Die Lasten der Bauern gegenüber der Gemeinde

Veröffentlicht in Kulturgeschichte

Die Lasten der Bauern gegenüber der Gemeinde. Der Bauer war aber nicht nur seinem Herrn, auch seiner Gemeinde Abgaben und Frohndienste schuldig. So mussten jährlich die Herbst- und Lenzgewände durch Zäune aus Pfählen und Flechtwerk umgeben werden, um sie gegen das auf der Brache oder den Gemeindeländereien weidende Vieh zu schützen; der Bauer musste im Frohndienste für die Wege und Strassen, für deren Unterhalt freilich herzlich wenig geschah (denn jeder handelte nach dem Grundsatz wenn ich auf dem Wege schlecht durchgekommen oder gar stecken geblieben bin, dann soll es den anderen nicht besser gehen), für die Hirtenhäuser und die Schulen, wenn man eine solche hatte, die nötigen Gespann- und Frohndienste leisten.Drückend waren namentlich diese letzten Frohnden nicht.

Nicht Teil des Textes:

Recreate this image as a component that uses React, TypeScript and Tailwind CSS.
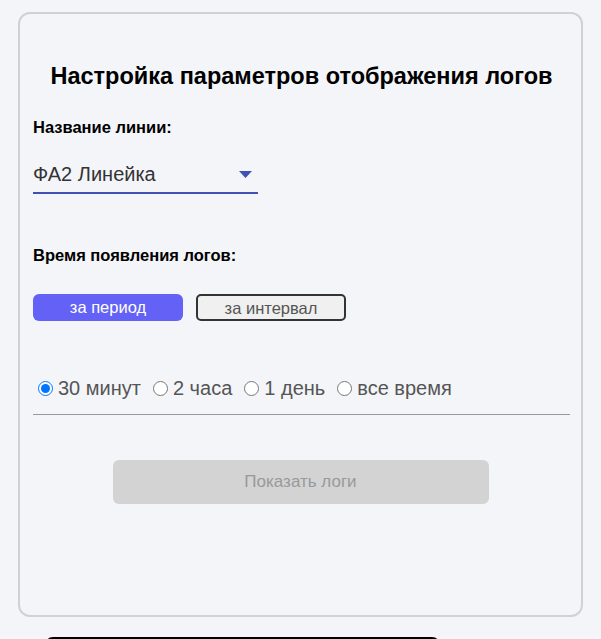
import { useState } from 'react';

const PERIODS = ['30 минут', '2 часа', '1 день', 'все время'];

export default function App() {
  const [period, setPeriod] = useState(PERIODS[0]);

  return (
    <div className="min-h-[639px] bg-[#f4f5f9] font-['Liberation_Sans',Arial,sans-serif] text-black">
      <div className="pt-3 px-[18px]">
        <div className="h-[605px] rounded-xl border-2 border-[#d0d1d5] pl-[13px] pr-[11px]">
          <h1 className="pt-[48px] text-center text-[23.5px] font-bold leading-[28px]">
            Настройка параметров отображения логов
          </h1>

          <div className="mt-[27px] text-[16.5px] font-bold leading-[20px]">Название линии:</div>

          <div className="mt-[25px] flex w-[225px] items-center justify-between border-b-2 border-[#3f51b5] pb-[6px]">
            <span className="text-[20px] leading-[24px] text-[#333]">ФА2 Линейка</span>
            <svg width="13" height="7" viewBox="0 0 13 7" className="mr-[6px]">
              <path d="M0 0h13L6.5 7z" fill="#3f51b5" />
            </svg>
          </div>

          <div className="mt-[51px] text-[16.5px] font-bold leading-[20px]">Время появления логов:</div>

          <div className="mt-[29px] flex gap-[13px]">
            <button className="h-[27px] w-[150px] rounded-md bg-[#6462f6] text-[16.5px] text-white">
              за период
            </button>
            <button className="h-[27px] w-[150px] rounded-[5px] border-2 border-[#333] bg-[#f0f0f0] text-[16.5px] text-[#555]">
              за интервал
            </button>
          </div>

          <div className="mt-[55px] flex items-center border-b border-[#999] pb-[14px] pl-[5px] text-[20px] leading-[24px] text-[#555]">
            {PERIODS.map((p) => (
              <label key={p} className="mr-[12px] flex cursor-pointer items-center">
                <input
                  type="radio"
                  name="period"
                  checked={period === p}
                  onChange={() => setPeriod(p)}
                  className="m-0 mr-[5px] h-[15px] w-[15px] accent-[#0075ff]"
                />
                {p}
              </label>
            ))}
          </div>

          <div className="mt-[45px] flex justify-center pr-[2px]">
            <button
              disabled
              className="h-[44px] w-[376px] rounded-md bg-[#d3d3d3] text-[17px] text-[#999]"
            >
              Показать логи
            </button>
          </div>
        </div>
      </div>
      <div className="ml-[45px] mt-[20px] h-[20px] w-[395px] rounded-t-lg bg-black" />
    </div>
  );
}
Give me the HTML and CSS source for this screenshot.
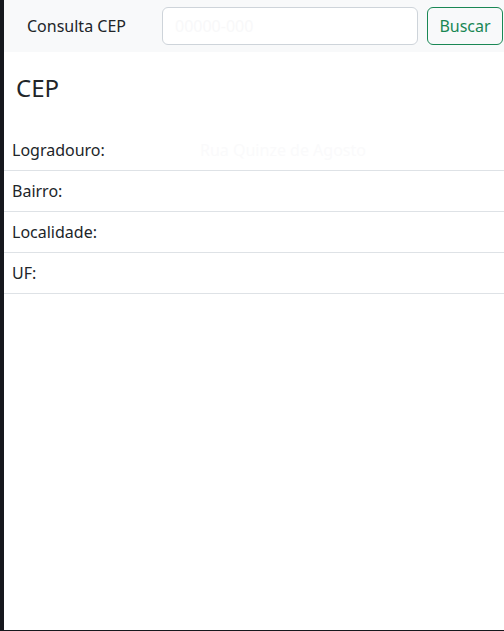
FILE: index.html
```html
<!DOCTYPE html>
<html lang="pt-BR">
<head>
<meta charset="utf-8">
<title>Consulta CEP</title>
<link rel="stylesheet" href="styles.css">
</head>
<body>
<div class="frame">
  <nav class="navbar">
    <span class="brand">Consulta CEP</span>
    <form class="search">
      <input class="field" type="text" placeholder="00000-000">
      <button class="btn" type="button">Buscar</button>
    </form>
  </nav>
  <h1 class="title">CEP</h1>
  <table class="table">
    <tr><td><span class="label">Logradouro:</span><span class="value">Rua Quinze de Agosto</span></td></tr>
    <tr><td><span class="label">Bairro:</span></td></tr>
    <tr><td><span class="label">Localidade:</span></td></tr>
    <tr><td><span class="label">UF:</span></td></tr>
  </table>
</div>
</body>
</html>
```
FILE: styles.css
```css
html, body {
  margin: 0;
  padding: 0;
  height: 100%;
}
body {
  background: #16181d;
  font-family: "Noto Sans", "Open Sans", sans-serif;
  color: #212529;
}
.frame {
  box-sizing: border-box;
  margin-left: 4px;
  height: 630px;
  background: #fff;
  overflow: hidden;
}
.navbar {
  display: flex;
  align-items: center;
  justify-content: space-between;
  height: 52px;
  background: #f8f9fa;
  padding: 0 1px 0 23px;
  box-sizing: border-box;
}
.brand {
  font-size: 16px;
  line-height: 24px;
  color: #212529;
}
.search {
  display: flex;
  gap: 9px;
  margin: 0;
}
.field {
  box-sizing: border-box;
  width: 256px;
  height: 38px;
  border: 1px solid #ced4da;
  border-radius: 6px;
  background: #fff;
  padding: 6px 12px;
  font: 16px "Noto Sans", sans-serif;
}
.field::placeholder {
  color: #f8f8f9;
}
.btn {
  box-sizing: border-box;
  height: 38px;
  width: 76px;
  border: 1px solid #198754;
  border-radius: 6px;
  background: transparent;
  color: #198754;
  font: 16px "Noto Sans", sans-serif;
  padding: 0;
}
.title {
  font-size: 24px;
  font-weight: 400;
  line-height: 30px;
  margin: 0;
  padding: 21px 0 0 12px;
  height: 57px;
  box-sizing: border-box;
}
.table {
  width: 100%;
  border-collapse: collapse;
  margin-top: 21px;
}
.table td {
  padding: 8px 8px;
  font-size: 16px;
  line-height: 24px;
  border-bottom: 1px solid #dee2e6;
}
.label {
  display: inline-block;
  width: 188px;
}
.value {
  color: #fafafb;
}
```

Aber wahrhaft drückend waren zuweilen die aussergewöhnlichen Steuern, die allen auferlegt wurden, wenn in Kriegszeiten Kriegssteuern von den Feinden erhoben wurden, sei es, dass diese, wie die holländischen Freibeuter des XVII. und XVIII. Jahrhunderts an Ort und Stelle erschienen, mit der Drohung, das Dorf an den vier Ecken in Brand zu stecken, oft Hunderte von Talern forderten und, wenn die Leute diese wie gewöhnlich nicht gleich zahlen konnten, plünderten, einige Häuser verbrannten und dann nie sich entfernten, ohne einige der wohlhabenderen Einwohner als Geiseln mitzuschleppen, die dann erst gegen Zahlung eines Lösegeldes und einer weitern, willkürlich hoch gegriffenen Summe für deren Unterhalt in Freiheit gesetzt wurden; sei es, dass die Feinde, namentlich die Brandenburger unter dem grossen Kurfürsten und dessen Nachfolger, während der Kriege gegen Ludwig XIV., 1688-1698 und 1701-1714, eine eigene Verwaltung lange Zeit zu Aachen errichteten, um alle Dörfer und Städte auch des nicht besetzten feind­lichen Gebietes zur Zahlung von Kriegssteuern aufzufordern, wenn sie sich nicht der Gefahr aussetzen wollten, eines guten Tages unversehens überfallen, ausgeplündert und eingeäschert zu werden. Dann mussten die Gemeinden zu Anleihen ihre Zuflucht nehmen, zu dem für sie gewöhnlichen Zinsfuss von 6,25Prozent; nicht selten wurden die Zinsen der so gemachten Schulden vierzig, fünfzig, ja sogar hundert Jahre bezahlt, ehe man daran dachte oder auch zuweilen im Stande war, das Kapital zurückzuzahlen. Aber wenn es sich um solche Zinszahlungen handelte, so waren nicht selten die Wohlhabenderen geneigt, die Lasten auf alle, Reiche und Arme, gleichmässig zu verteilen, wodurch sie natürlich verhältnismässig wenig, die Armen viel zu tragen hatten.Was daneben die Gemeinde besonders drückte, waren die Prozesskosten.


Unsere Bauern waren nicht allein oft genug gezwungen, ihre wirklichen Rechte zu verteidigen, sie waren förmlich prozesswütig und brachen jede Gelegenheit vom Zaune, um immer andere Prozesse anzustrengen; wurden sie durch die Untergerichte verurteilt, so appellierten sie an den Provinzialrat; die Partei, die hier unterlag, unterliess es selten "nach Mechlen zu gehen", d. h. an den hohen Rat nach Mecheln zu appellieren. Es war umsonst, dass die Regierung den Gemeinden verbot, ohne ihre vorherige Einwilligung einen Prozess anzustrengen; die Bauern fanden bald ein Mittel, sich an dem Verbot vorbeizudrücken; einige von ihnen fingen den Prozess in ihrem persönlichen Namen an, nachdem die andern versprochen hatten, mit ihnen alle Kosten zu tragen und zuweilen, sie für alle Gänge schadlos zu halten.